Out of habit, I tried calling a friend, who was busy with visiting relatives and unable to talk. Feeling like I had no other options, I decided to walk around the house. It was already dark outside, even though it was around eight o’clock. With only socks on my feet, I felt the cold earth as I walked. It was a liberating feeling because I felt (literally) grounded when I most needed to be. But I still felt unsettled about having no one to talk to.

Somehow I gravitated toward a small group sitting away from the beer pong table, where my former classmates gathered to play a game. On the blanket spread out on the grass were my senior schoolmate (by two years), her friend, and my best friend’s brother. Outside of school, we never talked. But at that moment, we made small chat about our current lives. I wanted to be polite about socializing, to avoid being seen as “lonely” to others.
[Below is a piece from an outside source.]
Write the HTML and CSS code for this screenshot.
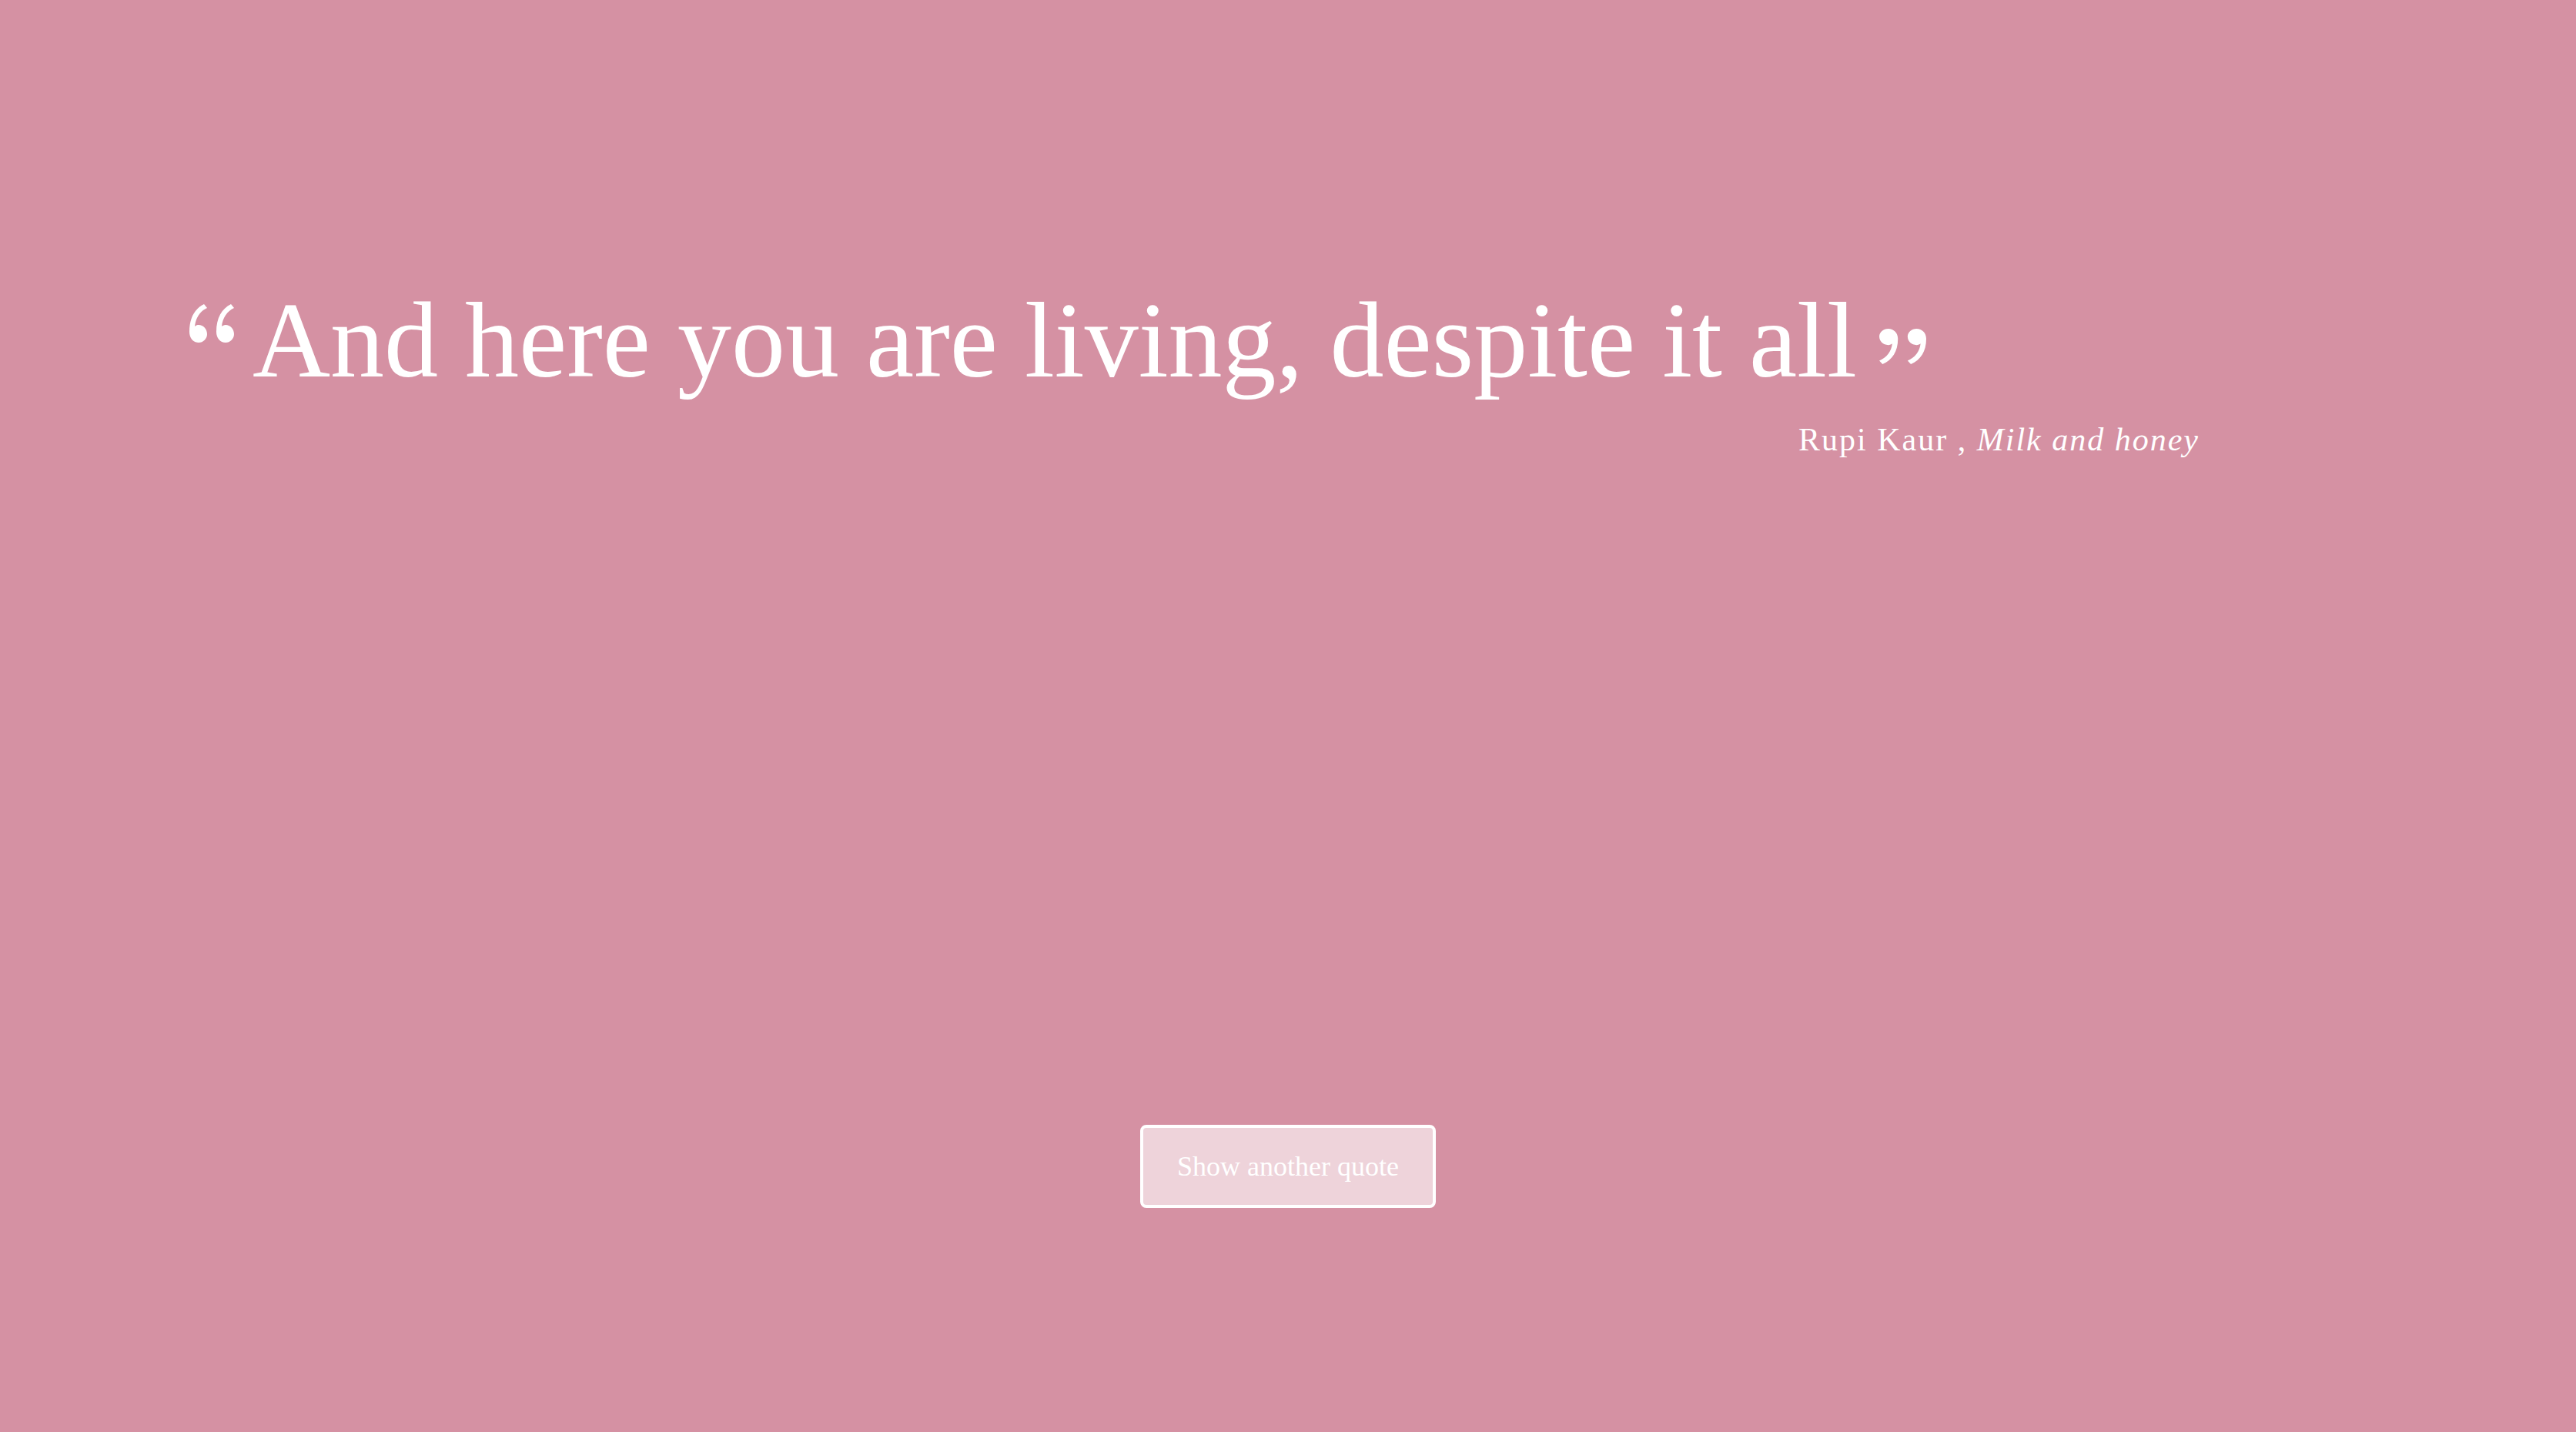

When the conversation ended, my senior schoolmate asked to find her brother (who is also my senior by one year). He eventually came along, and I had to apologize for not noticing him earlier because I was too preoccupied with talking to former classmates and acquaintances. (Also, I did not wear my glasses for the first half of the party, so faces were a blur…) We started talking about our respective crafts–visual art and writing–which led to a discussion on “formula”. I was taken aback for a bit because I rarely have these types of discussion outside of school. So I felt unprepared to talk at length about my process and the themes I am currently focusing on. I became aware that this conversation was entering “vulnerable” territory, where I would have to admit the forces that drove me to write today.

(Out of respect for my senior, I will not disclose details of the conversation.) We eventually talked about private matters. Which made it difficult for me to maintain composure. Which brought out the anxiety I tried to keep in check since isolating myself from the group. Which led to my senior reaching out to me, asking if I needed a hug. Which I said yes. And we stayed that way for what seemed like a while.

I started to cry because it was difficult to bring up personal matters to someone I barely see anymore. But I also cried because I felt self-conscious about how this scene must have looked to others–we were in the middle of the backyard, with a 360-degree view spectators. My mind came close to falling down that rabbit hole of negative thought–but I had to remind myself that I can “feel” this other person giving me space.

I remembered a few months ago, at a mental health workshop facilitated by a dear friend of mine, she told us that we all crave “touch”. Not necessarily in a sexual way, but in an empathic way–holding hands, leaning on someone’s shoulder, or hugging–to show that we “feel” for the other person. That we are capable of feeling one’s pain, sorrow, or even joy. It is through intimate touch that we form a connection with others because we understand where they are coming from–because we have been there ourselves.

And so I shifted my thoughts to that moment: here was another person, who has been through what I am still going through, holding space for me. Amidst all the stares and whispers in that backyard, I felt nothing but protection and safety through the act of hugging–as if to say, “I am crying with you”. With that thought in mind, I stopped crying.


There are consequences to being vulnerable. But vulnerability is a necessity. We all need to be open to being in that state of mind because that is how we learn about ourselves and how to take better care. And when we know who we are, as individuals, we can learn to open up to others, but slowly and carefully.

Vulnerable is brave. It is also protection–you want to protect your heart from others, but you can open it to those that are deserving of seeing your true self. They will not demand to see any “proof” that you have been hurt. They will not make you feel ashamed for holding on to old feelings because you are still trying to figure out if they are still useful to you. They will not force you to put on a brave face before you are ready to go outside.

August is a time for reflection and recovery. Since that night, I have been thinking about what it means to “be soft” and how to apply that to my work. Writing is performing vulnerability, in which we (writers) must show ourselves to a wider audience; but at the same time, we must keep our inner lives at arm’s length, or risk having our thick walls collapse to the pressure of outside forces. There is a reason why journals have thick covers and locks.